• [Data section]:

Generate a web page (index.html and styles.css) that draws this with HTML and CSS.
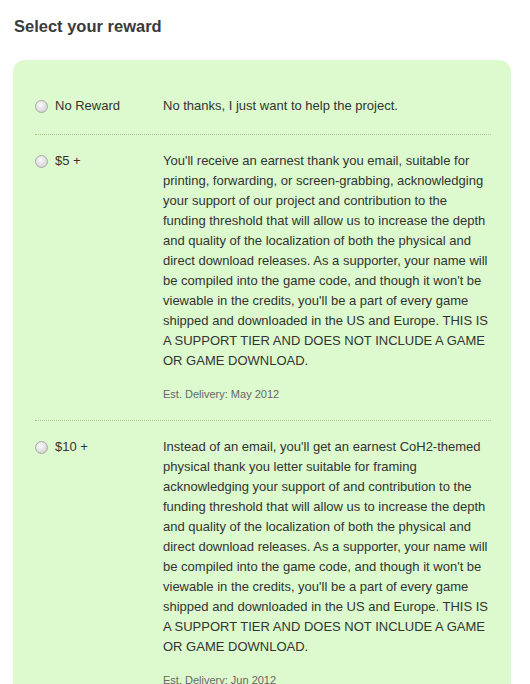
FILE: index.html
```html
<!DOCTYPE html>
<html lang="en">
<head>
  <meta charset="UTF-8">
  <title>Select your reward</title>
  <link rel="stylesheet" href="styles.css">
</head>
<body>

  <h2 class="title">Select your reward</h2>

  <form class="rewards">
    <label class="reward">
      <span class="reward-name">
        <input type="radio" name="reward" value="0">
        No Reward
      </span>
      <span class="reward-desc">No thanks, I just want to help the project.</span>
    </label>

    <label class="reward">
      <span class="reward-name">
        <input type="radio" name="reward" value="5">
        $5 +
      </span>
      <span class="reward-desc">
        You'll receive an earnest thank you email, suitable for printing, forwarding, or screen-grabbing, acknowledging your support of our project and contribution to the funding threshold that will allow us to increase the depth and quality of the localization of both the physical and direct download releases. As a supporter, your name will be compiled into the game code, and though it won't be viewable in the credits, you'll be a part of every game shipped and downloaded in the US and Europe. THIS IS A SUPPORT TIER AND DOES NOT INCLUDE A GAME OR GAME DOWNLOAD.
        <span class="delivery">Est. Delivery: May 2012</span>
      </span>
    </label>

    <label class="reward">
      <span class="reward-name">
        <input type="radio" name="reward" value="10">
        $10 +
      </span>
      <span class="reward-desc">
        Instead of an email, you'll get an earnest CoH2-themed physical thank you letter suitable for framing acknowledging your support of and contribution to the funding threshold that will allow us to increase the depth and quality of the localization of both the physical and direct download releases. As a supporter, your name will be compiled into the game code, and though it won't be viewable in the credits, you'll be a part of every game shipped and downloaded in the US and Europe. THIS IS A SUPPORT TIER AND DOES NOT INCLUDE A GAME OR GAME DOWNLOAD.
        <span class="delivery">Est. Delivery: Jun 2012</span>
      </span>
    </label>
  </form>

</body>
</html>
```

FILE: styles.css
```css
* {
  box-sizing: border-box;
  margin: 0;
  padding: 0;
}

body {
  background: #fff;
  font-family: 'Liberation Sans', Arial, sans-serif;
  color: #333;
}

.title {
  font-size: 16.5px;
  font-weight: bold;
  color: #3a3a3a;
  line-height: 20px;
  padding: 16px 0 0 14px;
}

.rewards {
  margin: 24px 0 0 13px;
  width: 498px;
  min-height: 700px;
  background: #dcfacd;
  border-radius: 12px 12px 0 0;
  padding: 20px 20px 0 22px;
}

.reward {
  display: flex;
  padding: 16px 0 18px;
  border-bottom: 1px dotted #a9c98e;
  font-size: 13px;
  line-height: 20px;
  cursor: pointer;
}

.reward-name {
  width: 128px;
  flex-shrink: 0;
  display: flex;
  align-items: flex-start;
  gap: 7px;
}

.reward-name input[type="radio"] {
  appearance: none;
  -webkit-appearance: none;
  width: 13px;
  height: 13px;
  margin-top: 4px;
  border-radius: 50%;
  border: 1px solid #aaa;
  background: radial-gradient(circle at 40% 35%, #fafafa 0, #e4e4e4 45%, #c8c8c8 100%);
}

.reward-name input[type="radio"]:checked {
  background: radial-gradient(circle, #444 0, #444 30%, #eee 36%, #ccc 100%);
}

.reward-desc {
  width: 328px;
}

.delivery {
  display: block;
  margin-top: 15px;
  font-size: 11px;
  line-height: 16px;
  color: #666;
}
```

• [Instructions to follow]:
Restate the whole listing above exactly, except for its images.

• [Correct response]:
Generate a web page (index.html and styles.css) that draws this with HTML and CSS.
FILE: index.html
```html
<!DOCTYPE html>
<html lang="en">
<head>
  <meta charset="UTF-8">
  <title>Select your reward</title>
  <link rel="stylesheet" href="styles.css">
</head>
<body>

  <h2 class="title">Select your reward</h2>

  <form class="rewards">
    <label class="reward">
      <span class="reward-name">
        <input type="radio" name="reward" value="0">
        No Reward
      </span>
      <span class="reward-desc">No thanks, I just want to help the project.</span>
    </label>

    <label class="reward">
      <span class="reward-name">
        <input type="radio" name="reward" value="5">
        $5 +
      </span>
      <span class="reward-desc">
        You'll receive an earnest thank you email, suitable for printing, forwarding, or screen-grabbing, acknowledging your support of our project and contribution to the funding threshold that will allow us to increase the depth and quality of the localization of both the physical and direct download releases. As a supporter, your name will be compiled into the game code, and though it won't be viewable in the credits, you'll be a part of every game shipped and downloaded in the US and Europe. THIS IS A SUPPORT TIER AND DOES NOT INCLUDE A GAME OR GAME DOWNLOAD.
        <span class="delivery">Est. Delivery: May 2012</span>
      </span>
    </label>

    <label class="reward">
      <span class="reward-name">
        <input type="radio" name="reward" value="10">
        $10 +
      </span>
      <span class="reward-desc">
        Instead of an email, you'll get an earnest CoH2-themed physical thank you letter suitable for framing acknowledging your support of and contribution to the funding threshold that will allow us to increase the depth and quality of the localization of both the physical and direct download releases. As a supporter, your name will be compiled into the game code, and though it won't be viewable in the credits, you'll be a part of every game shipped and downloaded in the US and Europe. THIS IS A SUPPORT TIER AND DOES NOT INCLUDE A GAME OR GAME DOWNLOAD.
        <span class="delivery">Est. Delivery: Jun 2012</span>
      </span>
    </label>
  </form>

</body>
</html>
```

FILE: styles.css
```css
* {
  box-sizing: border-box;
  margin: 0;
  padding: 0;
}

body {
  background: #fff;
  font-family: 'Liberation Sans', Arial, sans-serif;
  color: #333;
}

.title {
  font-size: 16.5px;
  font-weight: bold;
  color: #3a3a3a;
  line-height: 20px;
  padding: 16px 0 0 14px;
}

.rewards {
  margin: 24px 0 0 13px;
  width: 498px;
  min-height: 700px;
  background: #dcfacd;
  border-radius: 12px 12px 0 0;
  padding: 20px 20px 0 22px;
}

.reward {
  display: flex;
  padding: 16px 0 18px;
  border-bottom: 1px dotted #a9c98e;
  font-size: 13px;
  line-height: 20px;
  cursor: pointer;
}

.reward-name {
  width: 128px;
  flex-shrink: 0;
  display: flex;
  align-items: flex-start;
  gap: 7px;
}

.reward-name input[type="radio"] {
  appearance: none;
  -webkit-appearance: none;
  width: 13px;
  height: 13px;
  margin-top: 4px;
  border-radius: 50%;
  border: 1px solid #aaa;
  background: radial-gradient(circle at 40% 35%, #fafafa 0, #e4e4e4 45%, #c8c8c8 100%);
}

.reward-name input[type="radio"]:checked {
  background: radial-gradient(circle, #444 0, #444 30%, #eee 36%, #ccc 100%);
}

.reward-desc {
  width: 328px;
}

.delivery {
  display: block;
  margin-top: 15px;
  font-size: 11px;
  line-height: 16px;
  color: #666;
}
```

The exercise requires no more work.